(Extracted records):

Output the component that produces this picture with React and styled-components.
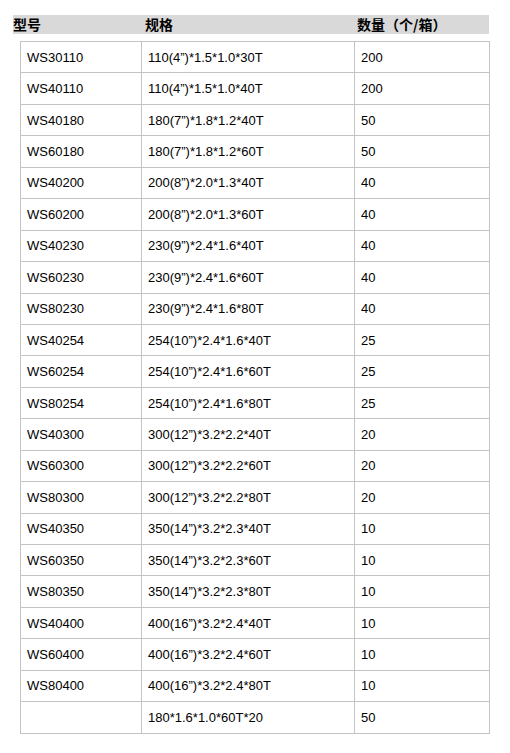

...

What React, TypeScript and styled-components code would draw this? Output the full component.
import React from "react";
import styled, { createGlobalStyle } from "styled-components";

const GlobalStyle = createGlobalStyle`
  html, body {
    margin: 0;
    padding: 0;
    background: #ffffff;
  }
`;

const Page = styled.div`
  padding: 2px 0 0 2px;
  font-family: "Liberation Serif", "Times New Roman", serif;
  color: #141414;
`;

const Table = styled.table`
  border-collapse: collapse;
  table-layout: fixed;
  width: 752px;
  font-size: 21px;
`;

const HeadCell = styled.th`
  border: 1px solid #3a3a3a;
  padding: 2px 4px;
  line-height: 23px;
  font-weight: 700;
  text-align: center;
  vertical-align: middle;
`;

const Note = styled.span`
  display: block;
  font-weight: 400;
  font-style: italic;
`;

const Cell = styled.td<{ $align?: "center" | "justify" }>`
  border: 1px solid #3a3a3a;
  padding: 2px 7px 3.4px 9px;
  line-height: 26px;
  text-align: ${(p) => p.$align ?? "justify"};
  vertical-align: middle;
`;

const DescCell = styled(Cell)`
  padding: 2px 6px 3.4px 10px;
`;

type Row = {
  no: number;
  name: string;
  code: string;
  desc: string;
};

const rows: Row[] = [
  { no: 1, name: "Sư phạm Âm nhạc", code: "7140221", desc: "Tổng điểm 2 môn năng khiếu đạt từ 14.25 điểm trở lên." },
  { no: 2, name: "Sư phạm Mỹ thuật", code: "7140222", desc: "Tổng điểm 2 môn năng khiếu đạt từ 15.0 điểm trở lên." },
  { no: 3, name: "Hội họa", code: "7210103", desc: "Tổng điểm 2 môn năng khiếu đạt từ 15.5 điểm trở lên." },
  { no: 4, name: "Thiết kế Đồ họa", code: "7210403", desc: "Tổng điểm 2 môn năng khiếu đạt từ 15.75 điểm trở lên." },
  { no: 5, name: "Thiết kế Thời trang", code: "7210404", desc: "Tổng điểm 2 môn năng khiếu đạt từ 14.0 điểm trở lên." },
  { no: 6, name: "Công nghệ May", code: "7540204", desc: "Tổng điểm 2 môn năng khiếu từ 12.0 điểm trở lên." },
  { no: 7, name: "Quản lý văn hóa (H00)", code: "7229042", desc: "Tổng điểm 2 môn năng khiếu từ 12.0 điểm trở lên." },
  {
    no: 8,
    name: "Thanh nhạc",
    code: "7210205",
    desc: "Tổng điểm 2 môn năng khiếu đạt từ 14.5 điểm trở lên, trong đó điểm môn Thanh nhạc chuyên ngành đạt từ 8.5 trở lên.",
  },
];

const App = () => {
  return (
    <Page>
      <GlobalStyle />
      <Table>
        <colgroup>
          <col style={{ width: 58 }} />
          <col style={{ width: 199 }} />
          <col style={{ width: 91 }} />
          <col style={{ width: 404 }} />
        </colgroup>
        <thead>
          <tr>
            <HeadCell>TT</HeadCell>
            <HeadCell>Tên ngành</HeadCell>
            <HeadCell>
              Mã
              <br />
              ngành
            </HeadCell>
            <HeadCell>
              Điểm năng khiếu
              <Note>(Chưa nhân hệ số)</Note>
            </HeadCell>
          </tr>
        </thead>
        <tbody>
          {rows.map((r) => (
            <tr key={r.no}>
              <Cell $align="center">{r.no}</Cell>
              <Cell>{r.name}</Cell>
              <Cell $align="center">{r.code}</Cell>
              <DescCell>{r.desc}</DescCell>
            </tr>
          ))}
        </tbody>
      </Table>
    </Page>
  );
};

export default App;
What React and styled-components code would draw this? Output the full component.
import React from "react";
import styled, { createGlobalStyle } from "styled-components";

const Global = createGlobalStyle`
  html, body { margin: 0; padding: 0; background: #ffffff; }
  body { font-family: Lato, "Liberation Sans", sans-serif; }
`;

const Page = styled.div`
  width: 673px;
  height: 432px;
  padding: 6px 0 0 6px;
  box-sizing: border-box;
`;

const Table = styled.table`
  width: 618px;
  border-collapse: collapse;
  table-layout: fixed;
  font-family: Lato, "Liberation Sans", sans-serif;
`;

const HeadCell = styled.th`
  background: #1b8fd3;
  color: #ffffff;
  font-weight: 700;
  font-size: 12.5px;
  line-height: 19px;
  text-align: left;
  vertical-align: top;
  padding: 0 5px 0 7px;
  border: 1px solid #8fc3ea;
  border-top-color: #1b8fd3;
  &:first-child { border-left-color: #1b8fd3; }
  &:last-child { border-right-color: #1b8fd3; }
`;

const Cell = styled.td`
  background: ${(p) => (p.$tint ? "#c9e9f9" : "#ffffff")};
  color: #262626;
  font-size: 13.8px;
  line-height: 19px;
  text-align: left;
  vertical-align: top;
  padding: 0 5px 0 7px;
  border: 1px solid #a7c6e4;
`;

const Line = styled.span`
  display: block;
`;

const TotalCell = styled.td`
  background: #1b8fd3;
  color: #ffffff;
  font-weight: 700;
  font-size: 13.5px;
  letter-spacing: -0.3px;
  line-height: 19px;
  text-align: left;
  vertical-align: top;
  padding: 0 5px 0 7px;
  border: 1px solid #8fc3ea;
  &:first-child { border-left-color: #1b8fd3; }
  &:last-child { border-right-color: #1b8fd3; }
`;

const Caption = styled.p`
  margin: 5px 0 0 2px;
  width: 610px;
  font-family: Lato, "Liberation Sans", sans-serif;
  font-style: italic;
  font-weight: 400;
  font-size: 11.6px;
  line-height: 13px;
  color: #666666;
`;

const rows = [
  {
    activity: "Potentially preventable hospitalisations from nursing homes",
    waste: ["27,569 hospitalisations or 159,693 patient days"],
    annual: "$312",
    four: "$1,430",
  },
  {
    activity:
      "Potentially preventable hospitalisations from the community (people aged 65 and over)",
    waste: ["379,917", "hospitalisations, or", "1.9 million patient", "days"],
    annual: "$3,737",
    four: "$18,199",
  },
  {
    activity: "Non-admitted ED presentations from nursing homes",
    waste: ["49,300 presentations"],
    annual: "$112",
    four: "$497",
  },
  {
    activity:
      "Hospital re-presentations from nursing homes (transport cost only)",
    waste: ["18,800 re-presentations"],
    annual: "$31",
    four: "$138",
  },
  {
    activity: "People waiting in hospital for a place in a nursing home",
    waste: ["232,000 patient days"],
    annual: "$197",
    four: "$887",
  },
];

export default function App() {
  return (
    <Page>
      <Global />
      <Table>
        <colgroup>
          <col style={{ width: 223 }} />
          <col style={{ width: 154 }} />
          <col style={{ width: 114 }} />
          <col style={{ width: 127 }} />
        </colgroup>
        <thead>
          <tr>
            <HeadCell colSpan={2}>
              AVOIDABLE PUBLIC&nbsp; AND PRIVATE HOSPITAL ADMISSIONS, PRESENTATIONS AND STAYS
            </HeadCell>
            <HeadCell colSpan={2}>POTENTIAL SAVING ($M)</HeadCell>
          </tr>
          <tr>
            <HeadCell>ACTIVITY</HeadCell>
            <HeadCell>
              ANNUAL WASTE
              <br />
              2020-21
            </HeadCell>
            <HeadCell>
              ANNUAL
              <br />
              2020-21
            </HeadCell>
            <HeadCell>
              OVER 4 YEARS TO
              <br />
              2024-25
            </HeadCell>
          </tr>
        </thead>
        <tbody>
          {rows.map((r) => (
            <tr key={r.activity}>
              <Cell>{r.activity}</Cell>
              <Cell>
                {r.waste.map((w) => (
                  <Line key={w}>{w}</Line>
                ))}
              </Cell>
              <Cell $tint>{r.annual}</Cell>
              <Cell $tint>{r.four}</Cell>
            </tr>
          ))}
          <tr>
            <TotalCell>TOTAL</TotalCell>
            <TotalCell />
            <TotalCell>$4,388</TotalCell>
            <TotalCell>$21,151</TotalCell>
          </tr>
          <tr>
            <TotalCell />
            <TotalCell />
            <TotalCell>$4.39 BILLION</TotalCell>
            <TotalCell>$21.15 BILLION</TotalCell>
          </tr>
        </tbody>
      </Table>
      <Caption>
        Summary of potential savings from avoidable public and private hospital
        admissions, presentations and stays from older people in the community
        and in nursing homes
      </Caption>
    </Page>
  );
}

...

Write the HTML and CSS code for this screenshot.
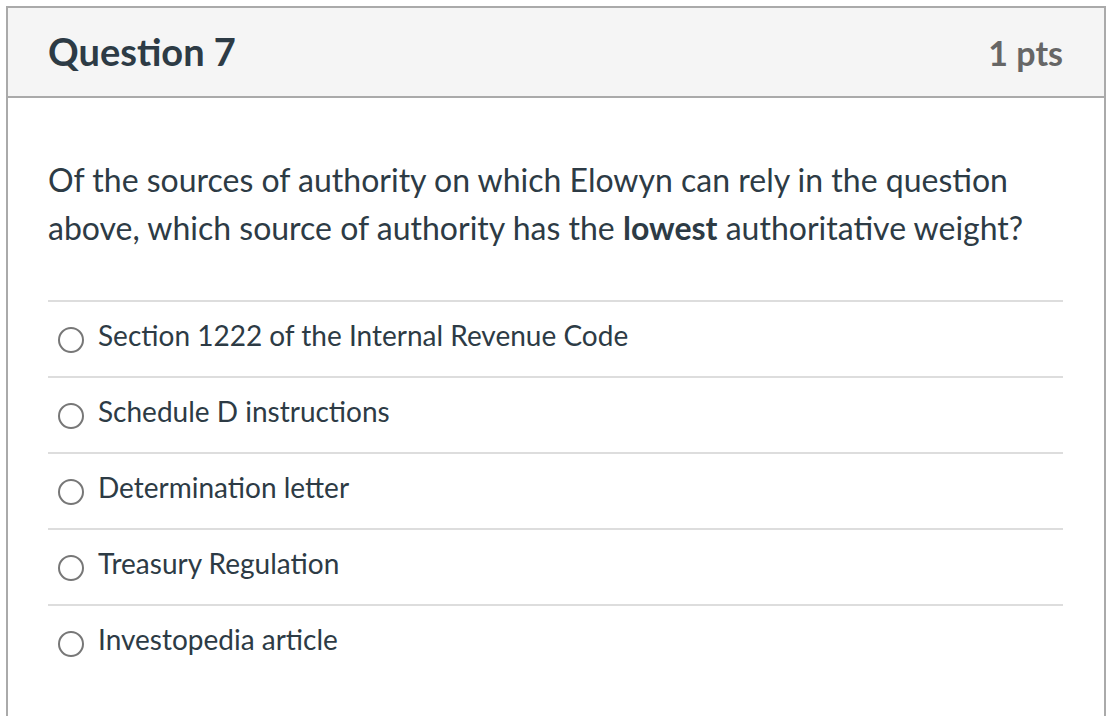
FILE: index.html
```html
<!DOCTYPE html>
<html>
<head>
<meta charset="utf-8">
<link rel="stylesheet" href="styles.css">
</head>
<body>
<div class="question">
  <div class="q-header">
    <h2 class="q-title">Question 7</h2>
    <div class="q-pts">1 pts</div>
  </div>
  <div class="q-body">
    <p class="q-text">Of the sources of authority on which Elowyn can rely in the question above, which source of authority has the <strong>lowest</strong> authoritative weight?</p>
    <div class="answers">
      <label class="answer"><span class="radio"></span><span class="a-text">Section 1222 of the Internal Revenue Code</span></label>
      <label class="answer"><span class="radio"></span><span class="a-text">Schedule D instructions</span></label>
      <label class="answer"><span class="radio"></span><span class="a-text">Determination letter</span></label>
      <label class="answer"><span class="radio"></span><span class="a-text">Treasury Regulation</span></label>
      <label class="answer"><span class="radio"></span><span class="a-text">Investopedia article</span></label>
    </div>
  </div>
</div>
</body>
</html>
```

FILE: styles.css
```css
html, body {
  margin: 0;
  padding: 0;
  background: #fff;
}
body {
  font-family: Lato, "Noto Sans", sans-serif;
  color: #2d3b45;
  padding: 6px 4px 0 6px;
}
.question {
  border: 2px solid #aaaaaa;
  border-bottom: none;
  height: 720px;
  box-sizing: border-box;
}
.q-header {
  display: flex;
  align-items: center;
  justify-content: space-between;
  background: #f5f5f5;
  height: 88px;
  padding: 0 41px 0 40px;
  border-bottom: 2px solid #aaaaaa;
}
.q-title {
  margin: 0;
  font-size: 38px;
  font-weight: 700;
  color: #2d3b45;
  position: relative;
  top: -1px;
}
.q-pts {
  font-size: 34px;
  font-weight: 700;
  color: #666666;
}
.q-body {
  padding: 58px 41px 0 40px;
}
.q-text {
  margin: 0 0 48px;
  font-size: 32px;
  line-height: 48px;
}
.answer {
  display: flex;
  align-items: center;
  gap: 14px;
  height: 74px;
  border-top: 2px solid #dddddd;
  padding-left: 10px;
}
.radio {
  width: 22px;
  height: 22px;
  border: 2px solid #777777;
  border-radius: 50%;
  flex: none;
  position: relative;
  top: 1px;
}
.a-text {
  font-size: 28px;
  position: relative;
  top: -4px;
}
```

(Work instructions): All lines that include "full" are to be gathered and copied.

(Solution to this task):
What React, TypeScript and styled-components code would draw this? Output the full component.
What React and styled-components code would draw this? Output the full component.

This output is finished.